#### [Exercise aim]
Your answer should be a single number: the count of lines containing "screenshot".

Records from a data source
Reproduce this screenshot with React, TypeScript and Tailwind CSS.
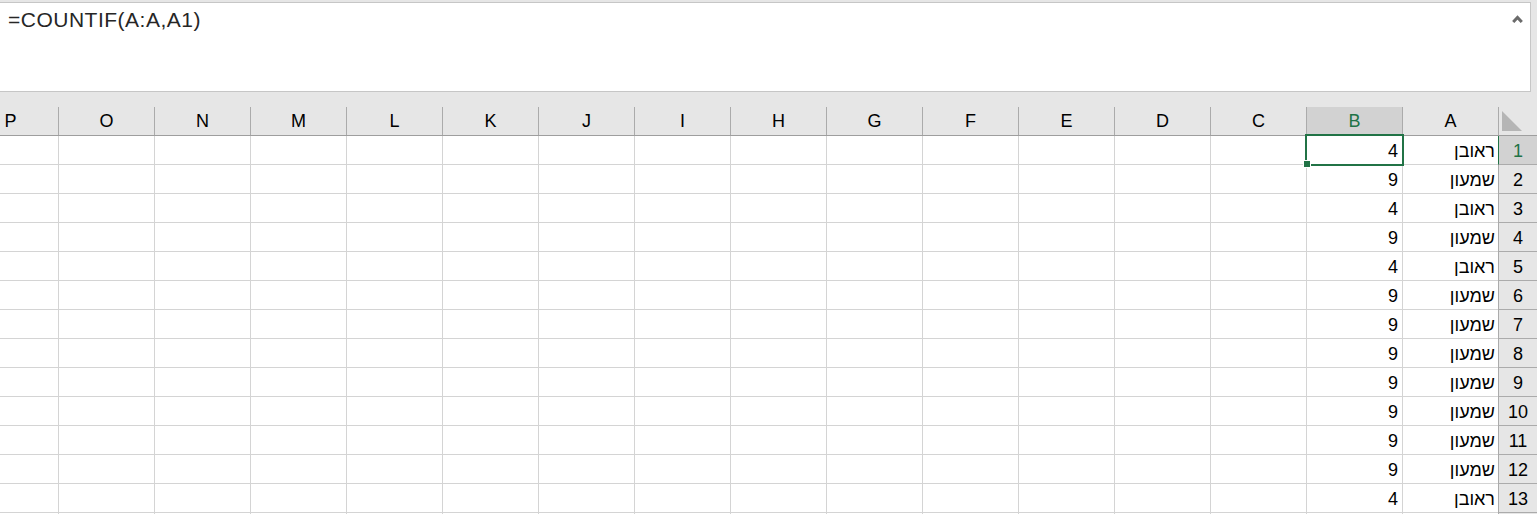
// Excel-style RTL sheet: formula bar + grid with COUNTIF result in column B

const COLS = ['A', 'B', 'C', 'D', 'E', 'F', 'G', 'H', 'I', 'J', 'K', 'L', 'M', 'N', 'O', 'P'];

const REUVEN = 'ראובן';
const SHIMON = 'שמעון';

const DATA: [string, string][] = [
  [REUVEN, '4'],
  [SHIMON, '9'],
  [REUVEN, '4'],
  [SHIMON, '9'],
  [REUVEN, '4'],
  [SHIMON, '9'],
  [SHIMON, '9'],
  [SHIMON, '9'],
  [SHIMON, '9'],
  [SHIMON, '9'],
  [SHIMON, '9'],
  [SHIMON, '9'],
  [REUVEN, '4'],
];

function FormulaBar() {
  return (
    <div className="flex h-[90px] w-[1531px] justify-between border border-l-0 border-[#c6c6c6] bg-white">
      <div className="pl-[8px] pt-[5px] text-[21px] leading-[24px] tracking-[0.5px] text-[#262626]">
        =COUNTIF(A:A,A1)
      </div>
      <svg className="mr-[7px] mt-[12px]" width="11" height="8" viewBox="0 0 11 8">
        <polyline points="1.2,7 5.5,2.4 9.8,7" fill="none" stroke="#6b6b6b" strokeWidth="3" />
      </svg>
    </div>
  );
}

function ColumnHeaders() {
  return (
    <div className="flex h-[44px] flex-row-reverse items-end border-b border-[#9e9e9e]">
      {/* coin de sélection */}
      <div className="h-[28px] w-[39px] shrink-0 border-l border-[#ababab] pl-[3px] pt-[4px]">
        <svg width="20" height="20" viewBox="0 0 20 20">
          <polygon points="0,0 0,20 20,20" fill="#b5b5b5" />
        </svg>
      </div>
      {COLS.map((c) => (
        <div
          key={c}
          className={`flex h-[28px] w-[96px] shrink-0 items-center justify-center border-l border-[#ababab] text-[18px] ${
            c === 'B' ? 'bg-[#d2d2d2] text-[#217346]' : 'text-black'
          }`}
        >
          {c}
        </div>
      ))}
    </div>
  );
}

function Row({ index }: { index: number }) {
  const d = DATA[index];
  const selected = index === 0;
  return (
    <div className="flex h-[29px] flex-row-reverse">
      <div
        className={`flex w-[39px] shrink-0 items-end justify-center border-b border-l pb-[3px] text-[18px] leading-[20px] ${
          selected
            ? 'border-b-[#ababab] border-l-[#217346] bg-[#d2d2d2] text-[#217346]'
            : 'border-[#ababab] bg-[#e6e6e6] text-black'
        }`}
      >
        {d ? index + 1 : null}
      </div>
      {COLS.map((c) => (
        <div
          key={c}
          className="flex w-[96px] shrink-0 items-end justify-end border-b border-l border-[#d4d4d4] bg-white pb-[3px] pr-[3px] text-[18px] leading-[20px] text-black"
        >
          {d && c === 'A' ? d[0] : null}
          {d && c === 'B' ? <span className="pr-[1px]">{d[1]}</span> : null}
        </div>
      ))}
    </div>
  );
}

export default function App() {
  return (
    <div className="relative h-[514px] w-[1537px] overflow-hidden bg-[#e6e6e6] pt-[2px] font-['Liberation_Sans',Arial,sans-serif]">
      <FormulaBar />
      <ColumnHeaders />
      {Array.from({ length: 14 }).map((_, i) => (
        <Row key={i} index={i} />
      ))}

      {/* Cellule active B1 */}
      <div className="absolute left-[1305px] top-[134px] h-[32px] w-[99px] border-2 border-[#217346]" />
      <div className="absolute left-[1303px] top-[160px] h-[8px] w-[8px] border border-white bg-[#217346]" />
    </div>
  );
}
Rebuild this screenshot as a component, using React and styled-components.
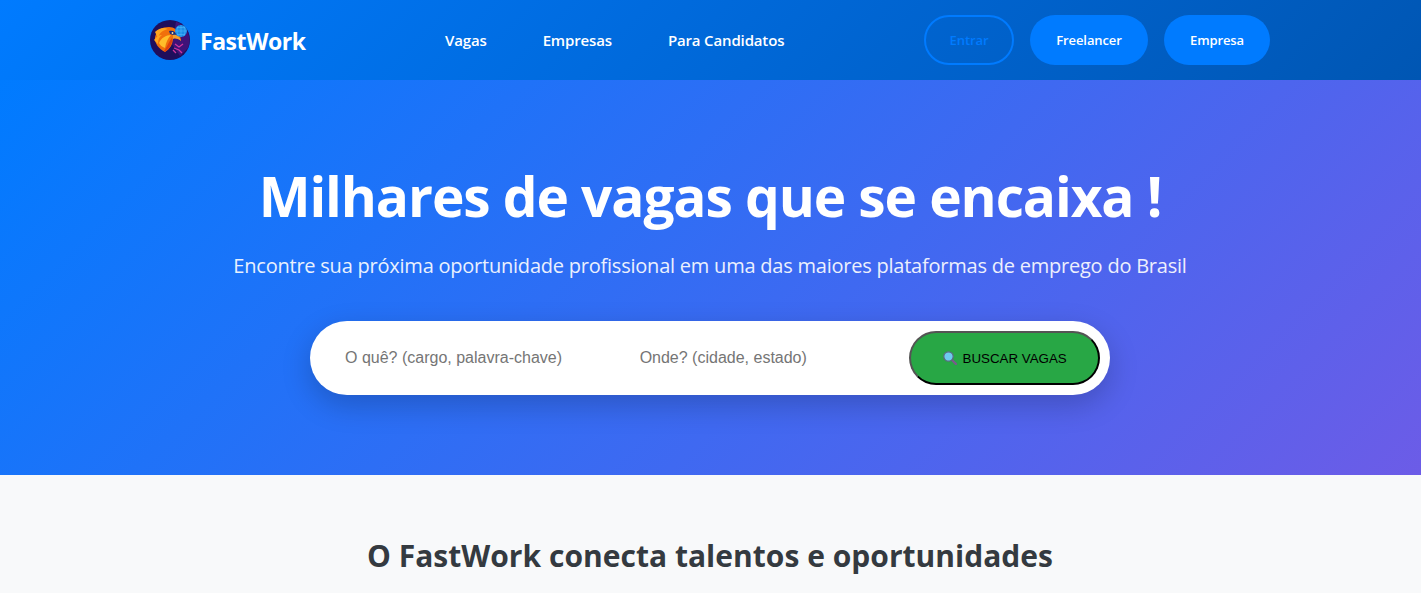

#### [Answer below]
2